Human resources are also recommended for the development of CCMTs. The authorities should strengthen and improve their education and health systems. As we all know, engaging in education and health is a process that leads to human capital development. Therefore, increasing investment in human development is important to raise awareness of climate health protection because it allows everyone, whether entrepreneurs or individuals, to learn more about environmental conservation.

Countries with a deficit result have increased their research and development in mining and CCMT. To grow their economies, they have abused the ecological resources that contribute to their growth. On the other hand, other countries such as China have seen their research and development activities increase first thanks to the strengthening of the Paris Agreement on environmental protection, the Kyoto Protocol, and the United Nations Sustainable Development Goals (SDGs). Then, for privileged the innovation of the CCMT and to privilege the agreements to the mining technology. In the first case, they need to demand technological innovations that will allow them to thrive while maintaining the relationship between innovation, CCMT, and R&D granted to the mining industry. In other words, deficit countries must adopt sustainable practices and energy-saving measures.

China stands out among countries with a significant number of patents because of its unique strategy in patent development, innovation, and mining technology. China is an Asian country that has experienced a rapid economic boom while using its mining sector well. It has proven its commitment to reducing carbon emissions while preserving R&D and innovation activities in CCMT. Additionally, by remaining in the environmental struggle. This credit goes to the public’s intellectual maturity and the government’s efficiency, which has enabled the country to ensure that businesses and individuals play a vital role in the innovation process in CCMTs.

Africa and other countries should use China as a model.
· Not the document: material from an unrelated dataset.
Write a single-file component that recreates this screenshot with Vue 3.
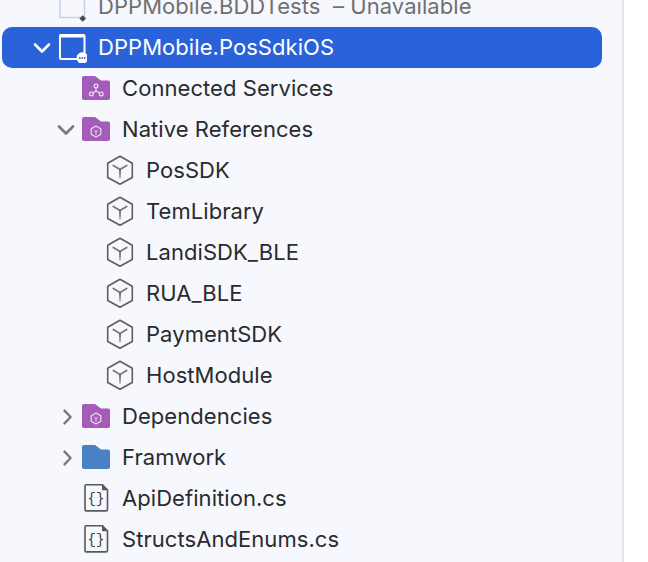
<script setup>
const rows = [
  { label: 'DPPMobile.BDDTests', suffix: '  – Unavailable', icon: 'proj', level: 2, dim: true },
  { label: 'DPPMobile.PosSdkiOS', icon: 'projsel', chevron: 'down', level: 2, selected: true },
  { label: 'Connected Services', icon: 'folder-svc', level: 3 },
  { label: 'Native References', icon: 'folder-pkg', chevron: 'down', level: 3 },
  { label: 'PosSDK', icon: 'cube', level: 4 },
  { label: 'TemLibrary', icon: 'cube', level: 4 },
  { label: 'LandiSDK_BLE', icon: 'cube', level: 4 },
  { label: 'RUA_BLE', icon: 'cube', level: 4 },
  { label: 'PaymentSDK', icon: 'cube', level: 4 },
  { label: 'HostModule', icon: 'cube', level: 4 },
  { label: 'Dependencies', icon: 'folder-pkg', chevron: 'right', level: 3 },
  { label: 'Framwork', icon: 'folder', chevron: 'right', level: 3 },
  { label: 'ApiDefinition.cs', icon: 'file', level: 3 },
  { label: 'StructsAndEnums.cs', icon: 'file', level: 3 },
]
const folderPath = 'M1 5Q1 3 3 3H14L20 7.5H27Q29 7.5 29 9.5V25Q29 27 27 27H3Q1 27 1 25Z'
</script>

<template>
  <div class="page">
    <aside class="sidebar">
      <ul class="tree">
        <li
          v-for="row in rows"
          :key="row.label"
          class="row"
          :class="[`level-${row.level}`, { selected: row.selected, dim: row.dim }]"
        >
          <span class="chevron">
            <svg v-if="row.chevron === 'down'" width="18" height="12" viewBox="0 0 18 12">
              <path d="M2 2.5L9 9.5L16 2.5" fill="none" stroke="currentColor" stroke-width="2.6" stroke-linecap="round" stroke-linejoin="round" />
            </svg>
            <svg v-else-if="row.chevron === 'right'" width="12" height="18" viewBox="0 0 12 18">
              <path d="M4.5 2.6L10.6 9L4.5 15.4" fill="none" stroke="currentColor" stroke-width="2.4" stroke-linecap="round" stroke-linejoin="round" />
            </svg>
          </span>

          <span class="icon">
            <svg v-if="row.icon === 'proj'" width="30" height="31" viewBox="0 0 30 31">
              <path d="M3 -3V26.5H27.5V-3" fill="none" stroke="#c3d4e8" stroke-width="1.6" />
              <path d="M25.7 24.2L29 27.5L25.7 30.8L22.4 27.5Z" fill="#4a4a4a" />
            </svg>

            <svg v-else-if="row.icon === 'projsel'" width="30" height="31" viewBox="0 0 30 31">
              <rect x="3" y="3" width="24.5" height="24" rx="1" fill="none" stroke="#fff" stroke-width="2" />
              <rect x="2.5" y="2.5" width="25.5" height="3" fill="#fff" />
              <circle cx="25.3" cy="26" r="5.8" fill="#fff" />
              <circle cx="22.8" cy="26" r="0.9" fill="#2a62d9" />
              <circle cx="25.3" cy="26" r="0.9" fill="#2a62d9" />
              <circle cx="27.8" cy="26" r="0.9" fill="#2a62d9" />
            </svg>

            <svg v-else-if="row.icon === 'folder-svc'" width="30" height="31" viewBox="0 0 30 31">
              <path :d="folderPath" fill="#a55cb8" />
              <g fill="none" stroke="#f0def5" stroke-width="1.2">
                <circle cx="15" cy="13" r="1.9" />
                <circle cx="10.4" cy="21" r="1.9" />
                <circle cx="20.2" cy="21" r="1.9" />
                <path d="M15 15V18M15 18L12 19.8M15 18L18.4 19.8" />
              </g>
            </svg>

            <svg v-else-if="row.icon === 'folder-pkg'" width="30" height="31" viewBox="0 0 30 31">
              <path :d="folderPath" fill="#a55cb8" />
              <path d="M15 12L19.8 14.8V20.2L15 23L10.2 20.2V14.8Z" fill="none" stroke="#f0def5" stroke-width="1.2" stroke-linejoin="round" />
              <path d="M12.4 15.6L15 17L17.6 15.6L15.6 18V20.8H14.4V18Z" fill="#e6c9ee" />
            </svg>

            <svg v-else-if="row.icon === 'folder'" width="30" height="31" viewBox="0 0 30 31">
              <path :d="folderPath" fill="#4a80c4" />
            </svg>

            <svg v-else-if="row.icon === 'cube'" width="30" height="31" viewBox="0 0 30 31">
              <defs>
                <linearGradient id="stem" x1="0" y1="0" x2="0" y2="1">
                  <stop offset="0" stop-color="#5d5d60" />
                  <stop offset="1" stop-color="#b4b4b8" />
                </linearGradient>
              </defs>
              <path d="M15 1.3L27.3 8.3V22.5L15 29.2L2.7 22.5V8.3Z" fill="none" stroke="#5d5d60" stroke-width="1.6" stroke-linejoin="round" />
              <path d="M8.3 10.5L15 14.5L21.7 10.5" fill="none" stroke="#77777a" stroke-width="1.7" stroke-linecap="round" />
              <rect x="14.1" y="14.5" width="1.8" height="9" fill="url(#stem)" />
            </svg>

            <svg v-else-if="row.icon === 'file'" width="30" height="31" viewBox="0 0 30 31">
              <path d="M5 1.8H21.5L26.5 7V26.5Q26.5 27.9 25 27.9H5Q4 27.9 4 26.5V3Q4 1.8 5 1.8Z" fill="none" stroke="#58585b" stroke-width="1.6" />
              <path d="M21 1L27.3 7.2H21Z" fill="#58585b" />
              <text x="15" y="19.5" class="braces">{}</text>
            </svg>
          </span>

          <span class="label">{{ row.label }}<span v-if="row.suffix" class="suffix">{{ row.suffix }}</span></span>
        </li>
      </ul>
    </aside>
  </div>
</template>

<style scoped>
.page {
  width: 648px;
  height: 562px;
  overflow: hidden;
  background: #ffffff;
}

.sidebar {
  width: 622px;
  height: 562px;
  overflow: hidden;
  background: #f6f8fd;
  border-right: 2px solid #e3e4e6;
}

.tree {
  list-style: none;
  margin: -14px 0 0;
  padding: 0 20px 0 2px;
}

.row {
  height: 41px;
  display: flex;
  align-items: center;
  color: #2a2b2d;
  font-family: Inter, "Liberation Sans", sans-serif;
  font-size: 22px;
  letter-spacing: 0.06px;
  white-space: pre;
  border-radius: 10px;
}

.label {
  margin-top: -2px;
}

.level-2 { padding-left: 48px; }
.level-3 { padding-left: 72px; }
.level-4 { padding-left: 96px; }

.selected {
  background: #2a62d9;
  color: #ffffff;
}

.dim {
  color: #6f7072;
}

.chevron {
  width: 18px;
  height: 20px;
  margin-left: -17px;
  margin-right: -1px;
  display: flex;
  align-items: center;
  justify-content: center;
  color: #78787b;
  flex: none;
}

.chevron svg {
  overflow: visible;
}

.selected .chevron {
  color: #ffffff;
}

.icon {
  width: 30px;
  height: 31px;
  margin-left: 7px;
  margin-right: 11px;
  display: flex;
  flex: none;
}

.icon svg {
  overflow: hidden;
}

.suffix {
  color: #6f7072;
}

.braces {
  font-family: "Liberation Mono", monospace;
  font-size: 14px;
  letter-spacing: 0;
  text-anchor: middle;
  fill: #3a3a3c;
}
</style>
Several of them face two challenges: (A) develop policies and programs aimed at climate change mitigation technology and metal pricing to ensure sustainable investments in research and development; (B) join China and the rest of the world in combating climate change. Additionally, ultimately restore global climate stability. The government must develop business management strategies that are key to sustainable innovation.

5.2. Limitations

The conclusions drawn are not without limitations. The lack of large data sets limits on research and some other determinants of climate change mitigation, such as performance, environmental safety, capacity building, and technology development transfer. The results of this study are based on Africa and Asia; an in-depth detailed analysis of a single continent would bring a new dimension to research. Future research should look at other factors proposed by Figueido and Piana regarding the holistic proxy of innovation by combining them with the decomposition technique to understand better the relationship between innovation and climate change mitigation technologies. Future research should also look at the role of businesses and governments in the innovation process related to climate change mitigation technologies in Africa’s mining sector proposed by Sanchez and Hartlieb. This analysis could reveal information to improve political and government strategy.